I've no objection to adding a new label. Perhaps there would be some advantage as it would probably become the default rating splits for rating prizes and restricted tournaments. However, having said that, it might then mean that sand-bagging becomes more of a problem with a nationally standardised system. So...???

Rincewind
08-04-2007, 11:28 PM
Barry, your first presupposes the existence of the rating, the very essence of which is being questioned. As for your second - yuppers 100%.

I was replying to Boris' post suggesting that ratings continue to have a life in the background.

Basil
08-04-2007, 11:31 PM
I was replying to Boris' post suggesting that ratings continue to have a life in the background.
Right-he-ho. Thank you.

CameronD
08-04-2007, 11:33 PM
Hi

I'm not supporting or against either option (voted unsure). Its just something worth discussion as I see advantages and disadvantages with ratings and their contraverses. Maybe the problem isn't with ratings, but rather a lot of people play for them and base their enjoyment on them rather than just having fun playing.

Basil
08-04-2007, 11:40 PM
That's a fair enough observation Cameron. I think the 'solution' to your question lies at the heart of the activity of players who play in tournaments which aren't rated. It's as simple as that.

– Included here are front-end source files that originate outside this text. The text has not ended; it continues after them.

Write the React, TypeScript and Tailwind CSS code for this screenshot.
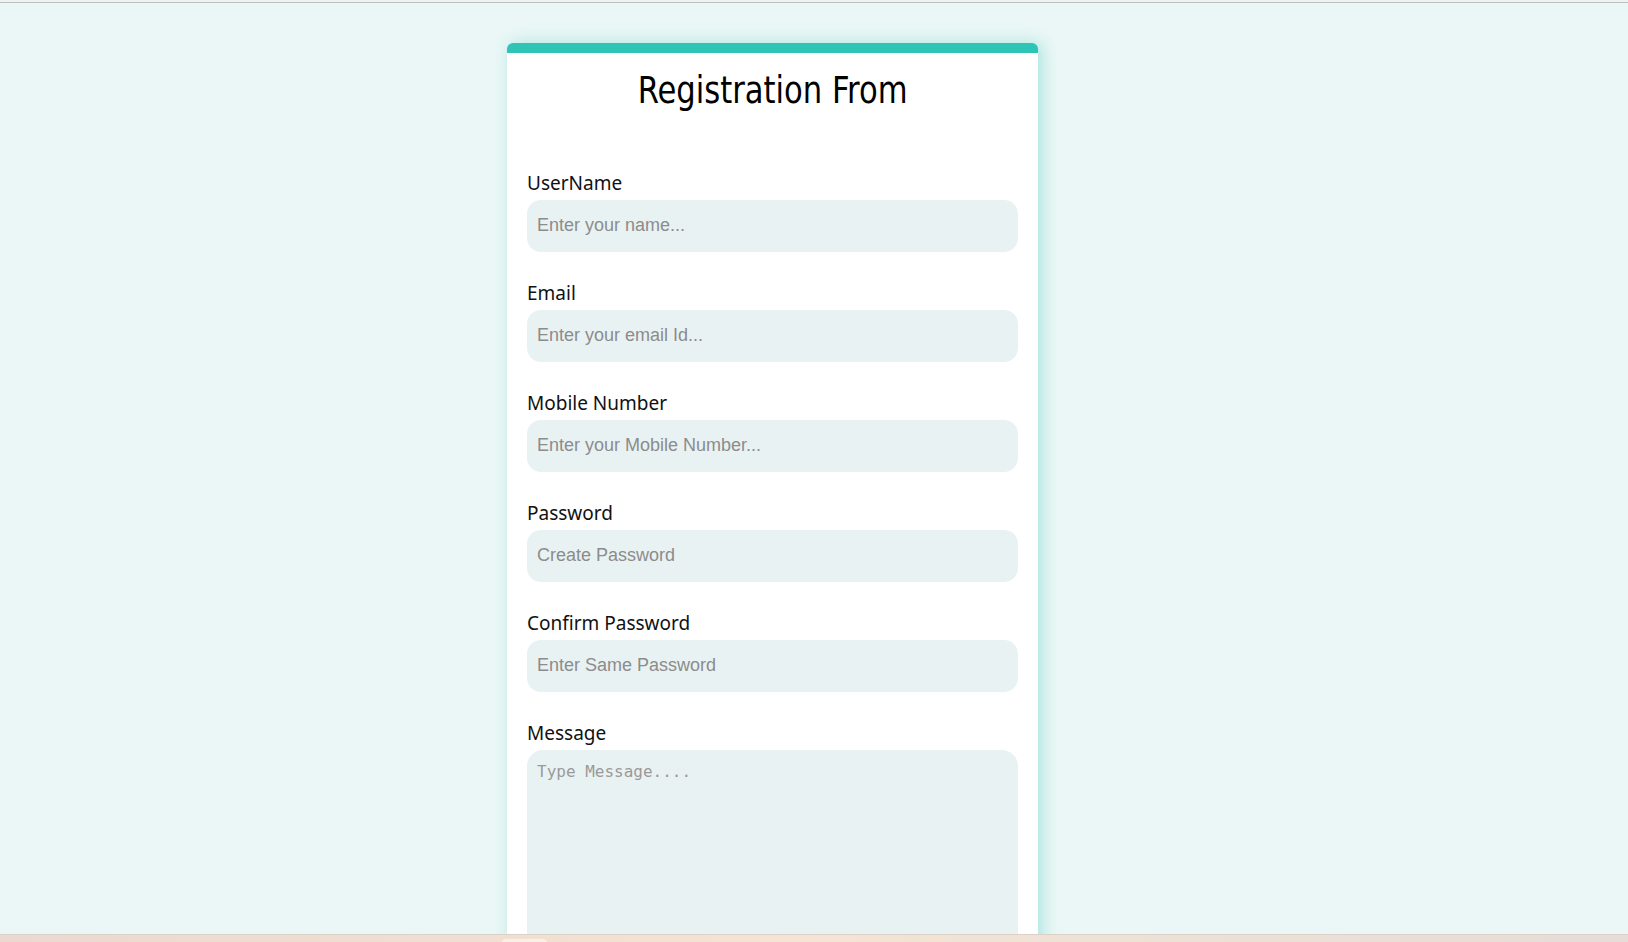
import React from 'react';

const fields = [
  { label: 'UserName', placeholder: 'Enter your name...', type: 'text' },
  { label: 'Email', placeholder: 'Enter your email Id...', type: 'email' },
  { label: 'Mobile Number', placeholder: 'Enter your Mobile Number...', type: 'tel' },
  { label: 'Password', placeholder: 'Create Password', type: 'password' },
  { label: 'Confirm Password', placeholder: 'Enter Same Password', type: 'password' },
];

export default function App() {
  return (
    <div className="h-screen w-full flex flex-col overflow-hidden bg-[#eaf7f6]">
      {/* browser edge */}
      <div className="h-[2px] shrink-0 bg-[#eef3f3]" />
      <div className="h-px shrink-0 bg-[#bfbfbf]" />

      <main className="flex-1 min-h-0 overflow-hidden pt-[40px]">
        <div className="ml-[507px] w-[531px] bg-white rounded-t-[6px] border-t-[10px] border-[#2ec4b6] px-5 pt-[16px] pb-10 shadow-[4px_0_16px_rgba(46,196,182,0.35)]">
          <h1 className="text-center text-[37px] leading-[44px] text-black font-['DejaVu_Sans_Condensed','DejaVu_Sans',sans-serif] font-stretch-condensed">
            <span className="inline-block scale-x-[0.92]">Registration From</span>
          </h1>

          <form className="mt-[56px]">
            {fields.map(f => (
              <div key={f.label} className="mb-[27px]">
                <label className="block mb-[3px] text-[19px] leading-[28px] text-[#111] font-['Noto_Sans',sans-serif]">
                  {f.label}
                </label>
                <input
                  type={f.type}
                  placeholder={f.placeholder}
                  className="block w-full h-[52px] rounded-[14px] bg-[#e9f2f3] px-[10px] pb-[2px] text-[18px] text-[#333] placeholder:text-[#8c8c8c] font-['Liberation_Sans',Arial,sans-serif] outline-none"
                />
              </div>
            ))}

            <div>
              <label className="block mb-[3px] text-[19px] leading-[28px] text-[#111] font-['Noto_Sans',sans-serif]">
                Message
              </label>
              <textarea
                placeholder="Type Message...."
                className="block w-full h-[260px] resize-none rounded-[16px] bg-[#e9f2f3] px-[10px] pt-[10px] text-[16px] text-[#333] placeholder:text-[#9a9a9a] font-['DejaVu_Sans_Mono','Liberation_Mono',monospace] outline-none"
              />
            </div>
          </form>
        </div>
      </main>

      {/* taskbar strip */}
      <div className="h-[8px] shrink-0 bg-gradient-to-r from-[#ead9d0] via-[#f3e4d4] to-[#e6dcd8] border-t border-[#ddd0c6] flex">
        <div className="ml-[502px] mt-[4px] w-[45px] h-[4px] rounded-t-[4px] bg-[#f7efe8]" />
      </div>
    </div>
  );
}
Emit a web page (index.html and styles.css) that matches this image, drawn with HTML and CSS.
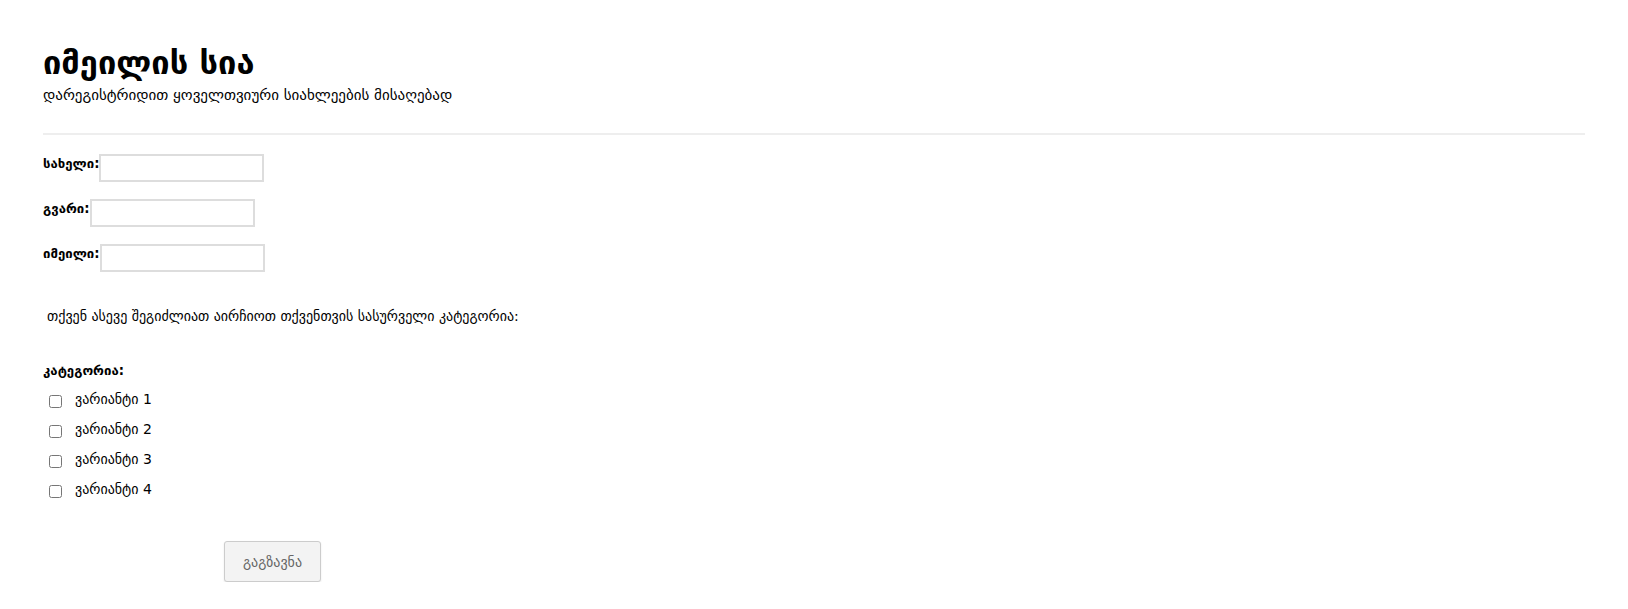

A good example here in Queensland is the Logan City Club and Northside at Nundah. Are you the Cameron D who has just started playing at the Brisbane Club?

CameronD
09-04-2007, 12:12 AM
Hi

Unfortunately, work changed there minds again and I have to work late Thursdays so I cant attend BCC.

Garvinator
09-04-2007, 05:27 AM
A good example here in Queensland is the Logan City Club and Northside at Nundah. Are you the Cameron D who has just started playing at the Brisbane Club?
Logan City have their own club rating system and more of their players are getting involved in playing in rated acf rated weekenders. So LCCC rate all their tournament games one way or another.